Et que penser du message de fin ? Alors que le générique défile, un splitscreen fait intervenir Jim Caviezel. Une séquence où l’acteur parle du fait que les vrais protagonistes sont les enfants alors que le long-métrage divinise la figure du Sauveur Blanc Tim Ballard. Pendant quelques minutes, Jim Caviezel raconte les difficultés liées à la sortie du film. Séquence assaisonnée d’un « vous savez pourquoi » très ambigüe au regard, certes de la production complexe du film, mais aussi, de tout ce qui l’entoure, et qui termine par l’affichage d’un QR Code permettant d’acheter de nouvelles places qui seront redistribuées à ceux qui n’ont pas les moyens d’aller voir le film en salle, processus qui aurait rapporté près de dix millions d’entrées (le conditionnel est à utiliser ici en raison de salles apparemment à moitié vides, mais comptées comme pleines à cause de tickets n’ayant pas trouvé preneur).
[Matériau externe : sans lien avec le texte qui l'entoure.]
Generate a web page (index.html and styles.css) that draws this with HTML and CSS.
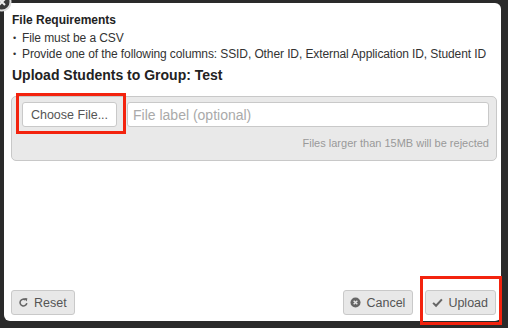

Au final, quoi penser de Sound of Freedom ? Malgré quelques faiblesses narratives, le film diffuse un message extrêmement important. La traite des êtres humains est un véritable enjeu qui n’est que peu mis en avant sur le devant de la scène. Mais ce message s’arrête-t-il là ? Ou est-il une porte d’entrée vers des thèses beaucoup plus sombres ? En détournant des causes légitimes à des fins prosélytes, Qanon fait planer le doute sur l’ensemble de ladite cause, au risque de la desservir. La stratégie est pourtant clinique de perfidie car personne ne peut s’opposer au trafic d’êtres humains et personne ne peut donc s’opposer au message premier de Qanon et du film : il faut sauver les enfants. Ainsi, comme il en est pour tout ce qui touche à cette noble cause à présent, il est difficile de savoir ce qu’on juge et encore plus difficile de donner son aval ou de ne pas le donner.